In their sentencing memorandum on Monday, federal prosecutors said that Mr. Stone should serve up to nine years because he threatened a witness with bodily harm, deceived congressional investigators and carried out an extensive, deliberate, illegal scheme that included repeatedly lying under oath and forging documents.

Even after he was charged in a felony indictment, the prosecutors said, Mr. Stone continued to try to manipulate the administration of justice by threatening Judge Jackson in a social media post and violating her gag orders.

The combination of those factors justified significantly increasing the range of punishment recommended under federal sentencing guidelines from 15 to 21 months to up to nine years, they said.
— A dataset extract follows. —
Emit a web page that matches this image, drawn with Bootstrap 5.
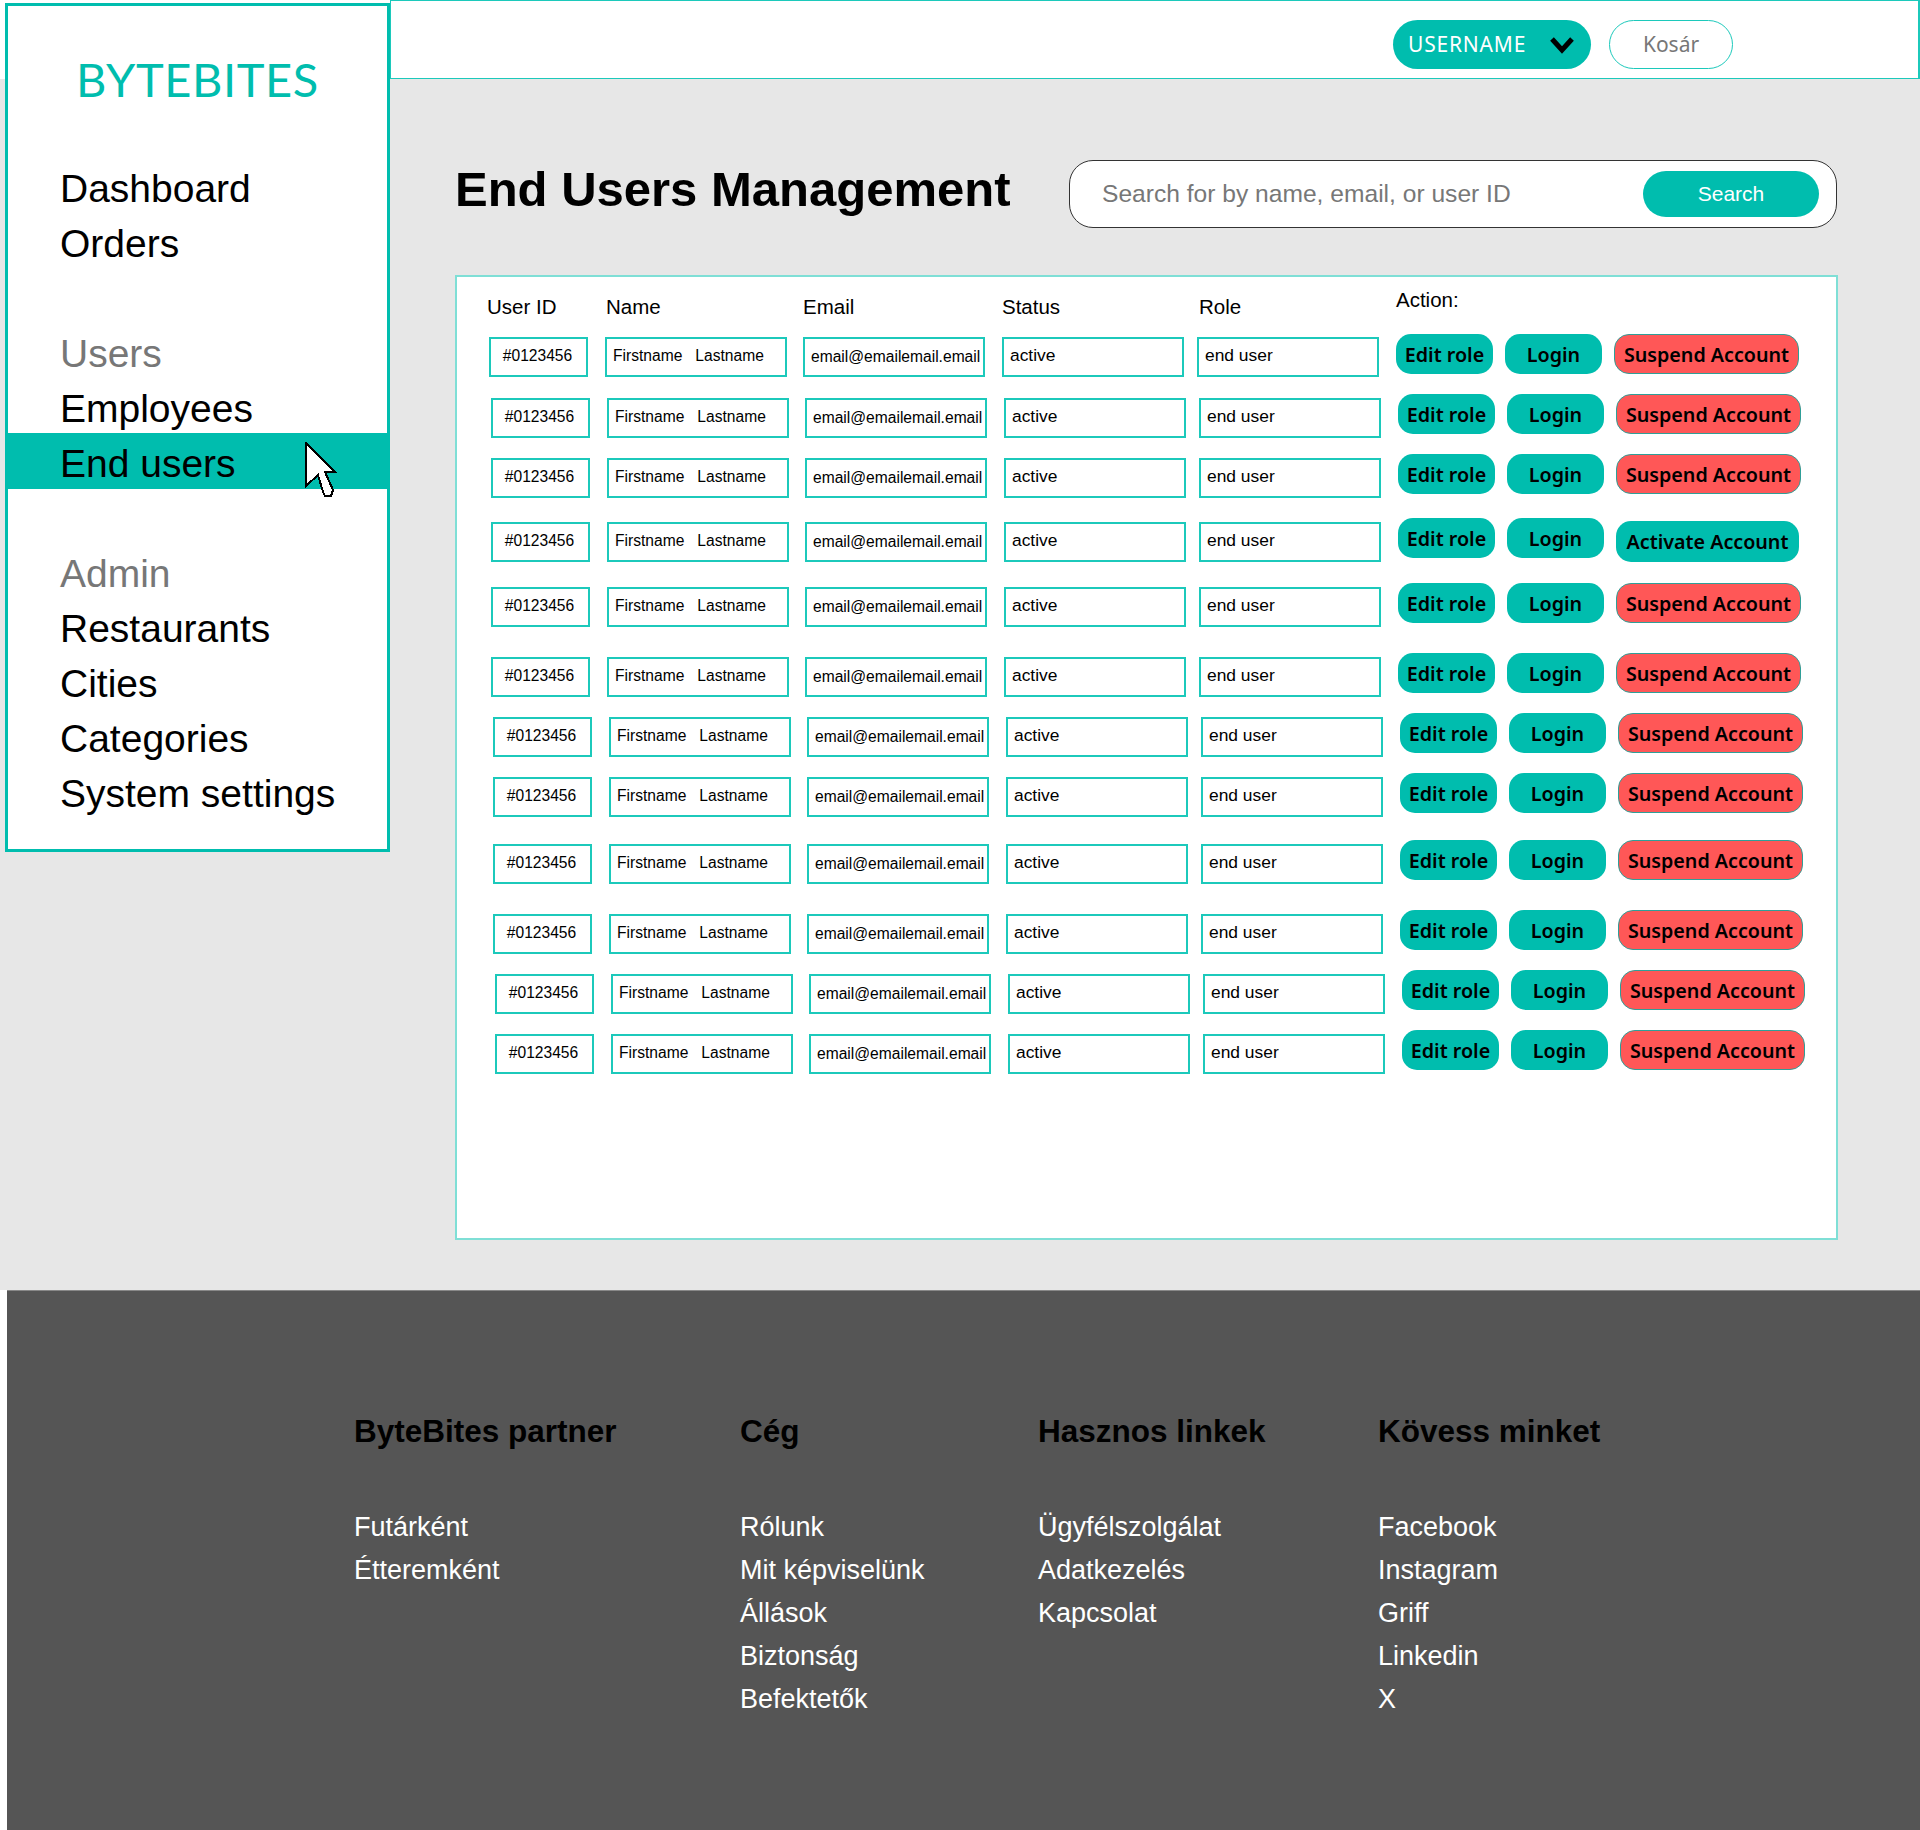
<!DOCTYPE html>
<html lang="hu">

<head>
    <meta charset="UTF-8">
    <meta name="viewport" content="width=device-width, initial-scale=1.0">
    <title>End Users Management</title>

    <link href="https://cdn.jsdelivr.net/npm/bootstrap@5.3.3/dist/css/bootstrap.min.css" rel="stylesheet">

    <style>
        :root { --teal: #00bdae; --teal-line: #1cc9bb; }
        body { font-family: "Liberation Sans", Arial, sans-serif; color: #000; background: #fff; }

        .page-top { height: 1290px; background: linear-gradient(#fff 79px, #e7e7e7 79px); }

        /* sidebar */
        .side-box { width: 385px; height: 849px; margin: 3px 0 0 5px; background: #fff; border: 3px solid var(--teal); flex-shrink: 0; }
        .brand-txt { font-family: Lato, sans-serif; font-size: 47px; line-height: 56px; color: var(--teal); text-align: center; margin: 45px 0 0; letter-spacing: .6px; }
        .side-nav { margin-top: 54px; font-size: 39px; line-height: 55px; }
        .side-nav a { display: block; padding-left: 52px; color: #000; text-decoration: none; }
        .side-nav .side-head { color: #777; padding-left: 52px; }
        .side-nav .side-gap { height: 55px; }
        .side-nav a.side-active { background: var(--teal); margin: -3px -3px 2px; padding: 5px 0 0 55px; line-height: 51px; position: relative; }
        .cursor-ic { position: absolute; left: 300px; top: 9px; }

        /* top bar */
        .top-bar { height: 79px; background: #fff; border-style: solid; border-color: var(--teal-line); border-width: 1px 2px 1px 1px; padding: 10px 185px 0 0; gap: 18px; }
        .user-btn, .cart-btn { height: 49px; font-family: "Noto Sans", sans-serif; font-size: 21px; }
        .user-btn { width: 198px; background: var(--teal); color: #fff; border: 0; padding: 0 16px 0 15px; letter-spacing: .8px; }
        .user-btn:hover { background: var(--teal); color: #fff; }
        .cart-btn { width: 124px; background: #fff; color: #777; border: 1px solid var(--teal-line); }

        /* title + search */
        .main-col { padding: 0 83px 0 65px; }
        .title-row { margin-top: 81px; }
        .page-title { font-size: 49px; font-weight: 700; line-height: 48px; margin: 0 0 10px; }
        .search-box { width: 768px; height: 68px; background: #fff; border: 1px solid #333; border-radius: 24px; padding: 0 17px 0 32px; }
        .search-box input { border: 0; padding: 0; font-size: 24.6px; color: #777; background: transparent; box-shadow: none; }
        .search-box input::placeholder { color: #777; opacity: 1; }
        .search-go { width: 176px; height: 46px; background: var(--teal); color: #fff; border: 0; border-radius: 23px; font-size: 21px; padding: 0; }
        .search-go:hover { background: var(--teal); color: #fff; }

        /* users panel */
        .users-panel { height: 965px; margin: 47px -1px 0 0; background: #fff; border: 2px solid #7fdfd6; border-radius: 0; padding: 0 0 0 32px; }
        .head-row { height: 56px; margin-left: -2px; font-size: 20.5px; line-height: 24px; }
        .hd-cell { padding-top: 18px; flex-shrink: 0; }
        .hd-id { width: 119px; }
        .hd-name { width: 197px; }
        .hd-mail { width: 199px; }
        .hd-stat { width: 197px; }
        .hd-role { width: 197px; }
        .hd-act { padding-top: 11px; }
        .usr-row { height: 44px; }
        .usr-row:nth-child(2) { margin-top: 17px; margin-left: 2px; }
        .usr-row:nth-child(3) { margin-top: 16px; margin-left: 2px; }
        .usr-row:nth-child(4) { margin-top: 20px; margin-left: 2px; }
        .usr-row:nth-child(5) { margin-top: 21px; margin-left: 2px; }
        .usr-row:nth-child(6) { margin-top: 26px; margin-left: 2px; }
        .usr-row:nth-child(7) { margin-top: 16px; margin-left: 4px; }
        .usr-row:nth-child(8) { margin-top: 16px; margin-left: 4px; }
        .usr-row:nth-child(9) { margin-top: 23px; margin-left: 4px; }
        .usr-row:nth-child(10) { margin-top: 26px; margin-left: 4px; }
        .usr-row:nth-child(11) { margin-top: 16px; margin-left: 6px; }
        .usr-row:nth-child(12) { margin-top: 16px; margin-left: 6px; }
        .usr-row:first-child .act-btn { margin-top: 1px; }

        .c-id, .c-name, .c-mail, .c-stat, .c-role { height: 40px; border: 2px solid var(--teal-line); background: #fff; margin-top: 4px; font-size: 15.6px; line-height: 34px; white-space: pre; flex-shrink: 0; }
        .c-id { width: 99px; margin-right: 17px; text-align: center; padding-right: 2px; }
        .c-name { width: 182px; margin-right: 16px; padding-left: 6px; }
        .c-mail { width: 182px; margin-right: 17px; padding-left: 6px; line-height: 36px; }
        .c-stat { width: 182px; margin-right: 13px; padding-left: 6px; font-size: 17.4px; line-height: 32px; }
        .c-role { width: 182px; margin-right: 17px; padding-left: 6px; font-size: 17.4px; line-height: 32px; }
        .act-btn { height: 40px; width: 97px; margin-right: 12px; padding: 1px 0 0; background: var(--teal); color: #000; border: 0; border-radius: 15px; font-family: "Noto Sans", sans-serif; font-weight: 600; font-size: 19.7px; line-height: 36px; flex-shrink: 0; }
        .act-btn:hover { background: var(--teal); color: #000; }
        .act-btn.act-wide { width: 185px; margin-right: 0; background: #ff5757; border: 1px solid #2f9f98; }
        .act-btn.act-wide:hover { background: #ff5757; }
        .act-btn.act-on { width: 183px; height: 41px; margin: 3px 0 0; background: var(--teal); border: 0; }
        .act-btn.act-on:hover { background: var(--teal); }

        /* footer */
        .site-foot { height: 540px; margin-left: 7px; background: #555; border-top: 1px solid #888; padding: 120px 0 0 347px; }
        .foot-col { flex-shrink: 0; }
        .foot-col:nth-child(1) { width: 386px; }
        .foot-col:nth-child(2) { width: 298px; }
        .foot-col:nth-child(3) { width: 340px; }
        .foot-title { font-size: 31.5px; font-weight: 700; line-height: 40px; color: #000; margin: 0 0 55px; }
        .foot-col ul { font-size: 27px; line-height: 43px; }
        .foot-col a { color: #fff; text-decoration: none; }
    </style>
</head>

<body>
    <div class="page-top d-flex align-items-start">
        <aside class="side-box">
            <p class="brand-txt">BYTEBITES</p>
            <nav class="side-nav">
                <a href="#">Dashboard</a>
                <a href="#">Orders</a>
                <div class="side-gap"></div>
                <div class="side-head">Users</div>
                <a href="#">Employees</a>
                <a href="#" class="side-active">End users
                    <svg class="cursor-ic" width="32" height="56" viewBox="0 0 32 56" shape-rendering="crispEdges">
                        <polygon points="1,1 1,44 13,33 18,50 20,54 26,54 28,48 20,30 30,30" fill="#fff" stroke="#000" stroke-width="2"/>
                    </svg>
                </a>
                <div class="side-gap"></div>
                <div class="side-head">Admin</div>
                <a href="#">Restaurants</a>
                <a href="#">Cities</a>
                <a href="#">Categories</a>
                <a href="#">System settings</a>
            </nav>
        </aside>

        <div class="flex-grow-1">
            <header class="top-bar d-flex align-items-center justify-content-end">
                <button type="button" class="btn user-btn rounded-pill d-flex align-items-center justify-content-between">
                    USERNAME
                    <svg width="26" height="18" viewBox="0 0 26 18"><polyline points="3,3 13,14 23,3" fill="none" stroke="#000" stroke-width="5"/></svg>
                </button>
                <a href="#" class="btn cart-btn rounded-pill d-flex align-items-center justify-content-center">Kosár</a>
            </header>

            <main class="main-col">
                <div class="title-row d-flex align-items-center justify-content-between">
                    <h1 class="page-title">End Users Management</h1>
                    <form class="search-box d-flex align-items-center">
                        <input type="text" class="form-control" placeholder="Search for by name, email, or user ID">
                        <button type="button" class="btn search-go flex-shrink-0">Search</button>
                    </form>
                </div>

                <section class="card users-panel">
                    <div class="head-row d-flex">
                        <div class="hd-cell hd-id">User ID</div>
                        <div class="hd-cell hd-name">Name</div>
                        <div class="hd-cell hd-mail">Email</div>
                        <div class="hd-cell hd-stat">Status</div>
                        <div class="hd-cell hd-role">Role</div>
                        <div class="hd-cell hd-act">Action:</div>
                    </div>
                    <div>
                        <div class="usr-row d-flex"><div class="c-id">#0123456</div><div class="c-name">Firstname   Lastname</div><div class="c-mail">email@emailemail.email</div><div class="c-stat">active</div><div class="c-role">end user</div><button class="btn act-btn">Edit role</button><button class="btn act-btn">Login</button><button class="btn act-btn act-wide">Suspend Account</button></div>
                        <div class="usr-row d-flex"><div class="c-id">#0123456</div><div class="c-name">Firstname   Lastname</div><div class="c-mail">email@emailemail.email</div><div class="c-stat">active</div><div class="c-role">end user</div><button class="btn act-btn">Edit role</button><button class="btn act-btn">Login</button><button class="btn act-btn act-wide">Suspend Account</button></div>
                        <div class="usr-row d-flex"><div class="c-id">#0123456</div><div class="c-name">Firstname   Lastname</div><div class="c-mail">email@emailemail.email</div><div class="c-stat">active</div><div class="c-role">end user</div><button class="btn act-btn">Edit role</button><button class="btn act-btn">Login</button><button class="btn act-btn act-wide">Suspend Account</button></div>
                        <div class="usr-row d-flex"><div class="c-id">#0123456</div><div class="c-name">Firstname   Lastname</div><div class="c-mail">email@emailemail.email</div><div class="c-stat">active</div><div class="c-role">end user</div><button class="btn act-btn">Edit role</button><button class="btn act-btn">Login</button><button class="btn act-btn act-on">Activate Account</button></div>
                        <div class="usr-row d-flex"><div class="c-id">#0123456</div><div class="c-name">Firstname   Lastname</div><div class="c-mail">email@emailemail.email</div><div class="c-stat">active</div><div class="c-role">end user</div><button class="btn act-btn">Edit role</button><button class="btn act-btn">Login</button><button class="btn act-btn act-wide">Suspend Account</button></div>
                        <div class="usr-row d-flex"><div class="c-id">#0123456</div><div class="c-name">Firstname   Lastname</div><div class="c-mail">email@emailemail.email</div><div class="c-stat">active</div><div class="c-role">end user</div><button class="btn act-btn">Edit role</button><button class="btn act-btn">Login</button><button class="btn act-btn act-wide">Suspend Account</button></div>
                        <div class="usr-row d-flex"><div class="c-id">#0123456</div><div class="c-name">Firstname   Lastname</div><div class="c-mail">email@emailemail.email</div><div class="c-stat">active</div><div class="c-role">end user</div><button class="btn act-btn">Edit role</button><button class="btn act-btn">Login</button><button class="btn act-btn act-wide">Suspend Account</button></div>
                        <div class="usr-row d-flex"><div class="c-id">#0123456</div><div class="c-name">Firstname   Lastname</div><div class="c-mail">email@emailemail.email</div><div class="c-stat">active</div><div class="c-role">end user</div><button class="btn act-btn">Edit role</button><button class="btn act-btn">Login</button><button class="btn act-btn act-wide">Suspend Account</button></div>
                        <div class="usr-row d-flex"><div class="c-id">#0123456</div><div class="c-name">Firstname   Lastname</div><div class="c-mail">email@emailemail.email</div><div class="c-stat">active</div><div class="c-role">end user</div><button class="btn act-btn">Edit role</button><button class="btn act-btn">Login</button><button class="btn act-btn act-wide">Suspend Account</button></div>
                        <div class="usr-row d-flex"><div class="c-id">#0123456</div><div class="c-name">Firstname   Lastname</div><div class="c-mail">email@emailemail.email</div><div class="c-stat">active</div><div class="c-role">end user</div><button class="btn act-btn">Edit role</button><button class="btn act-btn">Login</button><button class="btn act-btn act-wide">Suspend Account</button></div>
                        <div class="usr-row d-flex"><div class="c-id">#0123456</div><div class="c-name">Firstname   Lastname</div><div class="c-mail">email@emailemail.email</div><div class="c-stat">active</div><div class="c-role">end user</div><button class="btn act-btn">Edit role</button><button class="btn act-btn">Login</button><button class="btn act-btn act-wide">Suspend Account</button></div>
                        <div class="usr-row d-flex"><div class="c-id">#0123456</div><div class="c-name">Firstname   Lastname</div><div class="c-mail">email@emailemail.email</div><div class="c-stat">active</div><div class="c-role">end user</div><button class="btn act-btn">Edit role</button><button class="btn act-btn">Login</button><button class="btn act-btn act-wide">Suspend Account</button></div>
                    </div>
                </section>
            </main>
        </div>
    </div>

    <footer class="site-foot d-flex">
        <div class="foot-col">
            <h5 class="foot-title">ByteBites partner</h5>
            <ul class="list-unstyled">
                <li><a href="#">Futárként</a></li>
                <li><a href="#">Étteremként</a></li>
            </ul>
        </div>
        <div class="foot-col">
            <h5 class="foot-title">Cég</h5>
            <ul class="list-unstyled">
                <li><a href="#">Rólunk</a></li>
                <li><a href="#">Mit képviselünk</a></li>
                <li><a href="#">Állások</a></li>
                <li><a href="#">Biztonság</a></li>
                <li><a href="#">Befektetők</a></li>
            </ul>
        </div>
        <div class="foot-col">
            <h5 class="foot-title">Hasznos linkek</h5>
            <ul class="list-unstyled">
                <li><a href="#">Ügyfélszolgálat</a></li>
                <li><a href="#">Adatkezelés</a></li>
                <li><a href="#">Kapcsolat</a></li>
            </ul>
        </div>
        <div class="foot-col">
            <h5 class="foot-title">Kövess minket</h5>
            <ul class="list-unstyled">
                <li><a href="#">Facebook</a></li>
                <li><a href="#">Instagram</a></li>
                <li><a href="#">Griff</a></li>
                <li><a href="#">Linkedin</a></li>
                <li><a href="#">X</a></li>
            </ul>
        </div>
    </footer>

    <script src="https://cdn.jsdelivr.net/npm/bootstrap@5.3.3/dist/js/bootstrap.bundle.min.js"></script>
</body>

</html>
While the guidelines are advisory, federal judges typically consider them carefully.

Defense lawyers characterized the prosecutors arguments as vastly overblown. Mr. Stone not only never intended to harm the witness, they said, he never created any real obstacle for investigators. While the witness, a New York radio host named Randy Credico, refused to testify before the House Intelligence Committee, they pointed out, he was later repeatedly interviewed by the F.B.I., appeared before the federal grand jury and testified against Mr. Stone during his trial.

In a letter asking Judge Jackson to spare Mr. Stone a prison term, Mr. Credico said that while he stood by his testimony, he never believed Mr. Stone would carry out his threat to injure him or his beloved dog. “I chalked up his bellicose tirades to ‘Stone being Stone.’ All bark and no bite,” Mr. Credico wrote.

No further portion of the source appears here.